Scan the material and copy every line in which "this" appears.

MATERIAL PROVIDED:
.....

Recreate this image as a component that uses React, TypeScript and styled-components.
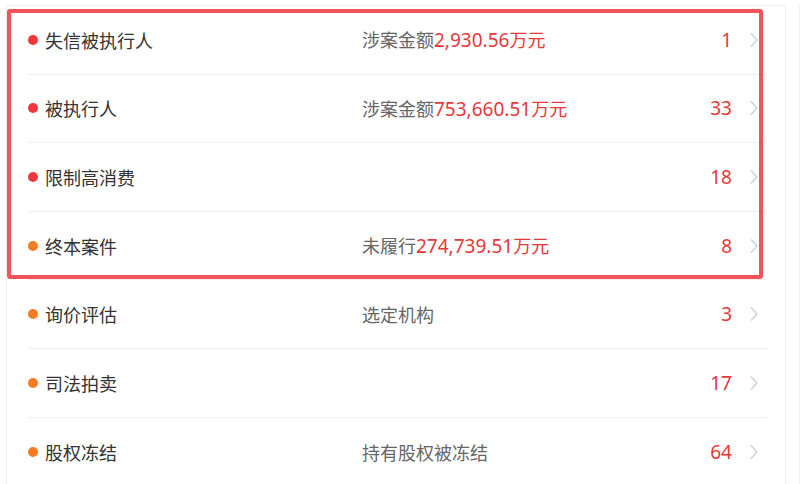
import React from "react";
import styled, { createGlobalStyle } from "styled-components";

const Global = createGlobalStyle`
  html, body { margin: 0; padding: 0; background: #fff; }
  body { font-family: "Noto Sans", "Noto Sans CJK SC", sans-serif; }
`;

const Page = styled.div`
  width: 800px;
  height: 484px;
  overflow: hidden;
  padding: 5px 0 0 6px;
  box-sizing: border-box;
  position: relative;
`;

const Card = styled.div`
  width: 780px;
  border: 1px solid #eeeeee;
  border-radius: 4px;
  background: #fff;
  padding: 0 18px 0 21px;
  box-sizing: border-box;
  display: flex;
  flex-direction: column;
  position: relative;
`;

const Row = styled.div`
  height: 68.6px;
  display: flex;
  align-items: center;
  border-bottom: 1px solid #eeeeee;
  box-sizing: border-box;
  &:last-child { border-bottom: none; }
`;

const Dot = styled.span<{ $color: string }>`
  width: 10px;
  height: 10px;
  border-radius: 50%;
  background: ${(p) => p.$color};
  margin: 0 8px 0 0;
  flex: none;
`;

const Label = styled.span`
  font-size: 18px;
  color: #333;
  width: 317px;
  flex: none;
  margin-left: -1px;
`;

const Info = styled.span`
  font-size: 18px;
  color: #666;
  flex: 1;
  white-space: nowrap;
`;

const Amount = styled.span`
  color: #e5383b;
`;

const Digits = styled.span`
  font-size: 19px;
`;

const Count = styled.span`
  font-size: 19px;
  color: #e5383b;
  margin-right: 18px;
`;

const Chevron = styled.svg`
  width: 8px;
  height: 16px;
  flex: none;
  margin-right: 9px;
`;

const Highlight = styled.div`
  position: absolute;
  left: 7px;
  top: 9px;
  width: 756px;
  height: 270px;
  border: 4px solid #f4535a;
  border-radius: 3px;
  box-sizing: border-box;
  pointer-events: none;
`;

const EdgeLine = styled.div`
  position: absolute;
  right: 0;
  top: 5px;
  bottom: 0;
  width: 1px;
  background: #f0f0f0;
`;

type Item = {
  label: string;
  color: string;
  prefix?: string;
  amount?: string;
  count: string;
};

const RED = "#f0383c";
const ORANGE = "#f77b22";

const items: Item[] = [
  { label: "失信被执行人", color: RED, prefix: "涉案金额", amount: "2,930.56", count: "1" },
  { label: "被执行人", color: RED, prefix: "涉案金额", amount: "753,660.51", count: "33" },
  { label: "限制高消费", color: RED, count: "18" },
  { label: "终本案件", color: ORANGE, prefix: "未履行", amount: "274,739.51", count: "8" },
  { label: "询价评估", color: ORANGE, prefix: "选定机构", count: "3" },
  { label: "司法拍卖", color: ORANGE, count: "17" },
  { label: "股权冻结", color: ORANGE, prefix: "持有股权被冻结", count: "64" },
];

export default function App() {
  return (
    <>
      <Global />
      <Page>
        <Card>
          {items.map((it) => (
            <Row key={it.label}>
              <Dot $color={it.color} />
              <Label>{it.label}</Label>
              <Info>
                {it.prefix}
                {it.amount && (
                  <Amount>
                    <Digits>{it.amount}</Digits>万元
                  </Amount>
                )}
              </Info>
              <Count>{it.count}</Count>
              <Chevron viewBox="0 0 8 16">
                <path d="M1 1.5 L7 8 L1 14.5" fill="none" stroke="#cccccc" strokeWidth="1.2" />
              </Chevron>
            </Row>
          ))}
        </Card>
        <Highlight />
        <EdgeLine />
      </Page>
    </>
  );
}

.....

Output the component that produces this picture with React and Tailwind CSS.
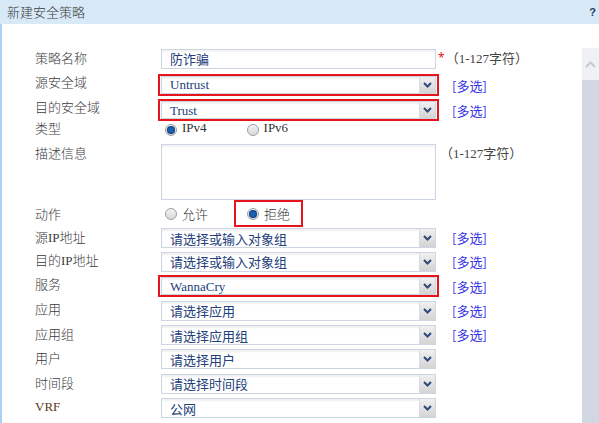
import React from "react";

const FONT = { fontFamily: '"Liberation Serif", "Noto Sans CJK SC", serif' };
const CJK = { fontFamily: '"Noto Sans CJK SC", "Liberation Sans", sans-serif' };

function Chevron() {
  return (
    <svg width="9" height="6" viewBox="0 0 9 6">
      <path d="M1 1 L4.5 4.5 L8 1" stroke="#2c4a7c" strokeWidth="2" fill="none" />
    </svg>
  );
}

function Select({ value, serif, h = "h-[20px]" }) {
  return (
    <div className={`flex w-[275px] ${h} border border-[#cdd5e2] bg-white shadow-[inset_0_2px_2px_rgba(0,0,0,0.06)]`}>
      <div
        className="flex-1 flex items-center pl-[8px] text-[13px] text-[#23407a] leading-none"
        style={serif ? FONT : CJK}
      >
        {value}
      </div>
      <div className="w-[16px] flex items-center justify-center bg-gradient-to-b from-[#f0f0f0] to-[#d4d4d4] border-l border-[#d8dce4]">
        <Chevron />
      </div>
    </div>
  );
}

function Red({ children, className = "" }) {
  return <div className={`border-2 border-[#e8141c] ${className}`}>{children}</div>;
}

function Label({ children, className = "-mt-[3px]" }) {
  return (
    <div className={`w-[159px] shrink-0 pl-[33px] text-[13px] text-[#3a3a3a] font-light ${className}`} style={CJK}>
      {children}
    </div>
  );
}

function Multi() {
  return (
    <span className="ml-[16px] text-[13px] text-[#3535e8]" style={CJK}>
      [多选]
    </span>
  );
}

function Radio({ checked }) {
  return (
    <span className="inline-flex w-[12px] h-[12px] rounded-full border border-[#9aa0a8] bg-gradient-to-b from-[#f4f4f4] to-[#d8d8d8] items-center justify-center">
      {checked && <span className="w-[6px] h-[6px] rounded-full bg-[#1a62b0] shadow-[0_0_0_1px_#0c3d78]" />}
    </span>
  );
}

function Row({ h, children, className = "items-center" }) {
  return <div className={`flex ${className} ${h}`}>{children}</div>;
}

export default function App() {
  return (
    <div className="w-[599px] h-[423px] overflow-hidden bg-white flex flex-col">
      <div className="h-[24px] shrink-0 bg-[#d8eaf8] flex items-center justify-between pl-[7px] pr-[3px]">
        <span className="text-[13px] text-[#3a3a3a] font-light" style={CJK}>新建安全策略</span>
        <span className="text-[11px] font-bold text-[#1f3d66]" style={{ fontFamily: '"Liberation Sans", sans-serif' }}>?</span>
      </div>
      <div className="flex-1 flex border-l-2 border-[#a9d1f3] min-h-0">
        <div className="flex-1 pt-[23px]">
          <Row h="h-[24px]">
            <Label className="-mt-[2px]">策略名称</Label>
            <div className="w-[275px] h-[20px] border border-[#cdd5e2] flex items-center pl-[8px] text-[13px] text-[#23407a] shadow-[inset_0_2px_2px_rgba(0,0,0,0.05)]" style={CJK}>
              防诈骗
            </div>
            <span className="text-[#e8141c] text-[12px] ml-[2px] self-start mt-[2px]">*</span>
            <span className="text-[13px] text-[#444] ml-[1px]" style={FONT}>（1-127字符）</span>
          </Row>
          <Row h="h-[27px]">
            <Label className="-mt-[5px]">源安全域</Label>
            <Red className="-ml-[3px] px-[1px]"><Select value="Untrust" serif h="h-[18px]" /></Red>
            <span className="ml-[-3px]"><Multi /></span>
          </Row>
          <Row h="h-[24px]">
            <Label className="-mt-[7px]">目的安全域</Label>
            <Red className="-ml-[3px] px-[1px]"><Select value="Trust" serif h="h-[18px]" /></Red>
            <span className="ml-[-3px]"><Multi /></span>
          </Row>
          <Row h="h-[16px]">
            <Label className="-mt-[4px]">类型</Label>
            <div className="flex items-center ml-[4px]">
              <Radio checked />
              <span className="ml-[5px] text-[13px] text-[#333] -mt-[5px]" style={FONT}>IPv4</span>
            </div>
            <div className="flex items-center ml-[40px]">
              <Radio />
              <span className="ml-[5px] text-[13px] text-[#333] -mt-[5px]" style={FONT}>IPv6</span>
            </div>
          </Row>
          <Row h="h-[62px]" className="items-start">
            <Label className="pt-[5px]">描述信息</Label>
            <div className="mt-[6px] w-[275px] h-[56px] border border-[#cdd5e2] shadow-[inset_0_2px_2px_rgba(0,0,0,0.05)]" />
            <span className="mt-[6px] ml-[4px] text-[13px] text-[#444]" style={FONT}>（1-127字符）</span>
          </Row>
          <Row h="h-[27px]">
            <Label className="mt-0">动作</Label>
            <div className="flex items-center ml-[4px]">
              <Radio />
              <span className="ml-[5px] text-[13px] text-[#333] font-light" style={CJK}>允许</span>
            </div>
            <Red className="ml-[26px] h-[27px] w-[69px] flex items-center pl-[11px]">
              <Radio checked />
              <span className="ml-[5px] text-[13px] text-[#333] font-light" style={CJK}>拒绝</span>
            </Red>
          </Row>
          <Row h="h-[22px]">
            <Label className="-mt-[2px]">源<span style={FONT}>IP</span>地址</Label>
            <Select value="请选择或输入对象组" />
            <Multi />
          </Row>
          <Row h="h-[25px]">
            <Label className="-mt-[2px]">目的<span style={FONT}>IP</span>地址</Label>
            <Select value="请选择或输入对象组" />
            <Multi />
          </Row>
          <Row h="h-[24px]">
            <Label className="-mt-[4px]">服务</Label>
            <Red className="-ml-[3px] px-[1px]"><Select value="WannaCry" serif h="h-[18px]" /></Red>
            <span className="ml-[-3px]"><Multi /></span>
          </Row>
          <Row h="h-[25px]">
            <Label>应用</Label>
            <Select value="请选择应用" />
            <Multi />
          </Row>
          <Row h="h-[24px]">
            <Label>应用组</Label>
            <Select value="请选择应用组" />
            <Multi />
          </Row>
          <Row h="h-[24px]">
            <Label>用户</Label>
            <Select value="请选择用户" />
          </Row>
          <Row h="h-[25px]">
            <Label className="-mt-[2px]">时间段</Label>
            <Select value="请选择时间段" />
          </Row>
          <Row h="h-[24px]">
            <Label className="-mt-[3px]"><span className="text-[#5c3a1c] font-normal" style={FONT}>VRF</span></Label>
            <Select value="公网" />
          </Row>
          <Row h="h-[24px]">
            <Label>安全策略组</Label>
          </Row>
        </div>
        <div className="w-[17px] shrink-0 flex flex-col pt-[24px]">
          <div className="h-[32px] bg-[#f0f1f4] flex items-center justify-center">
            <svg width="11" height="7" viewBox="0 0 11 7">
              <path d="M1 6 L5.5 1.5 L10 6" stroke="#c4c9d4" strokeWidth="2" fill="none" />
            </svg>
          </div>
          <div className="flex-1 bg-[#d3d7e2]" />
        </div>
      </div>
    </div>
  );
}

.....

RESULT:
Recreate this image as a component that uses React, TypeScript and styled-components.
Output the component that produces this picture with React and Tailwind CSS.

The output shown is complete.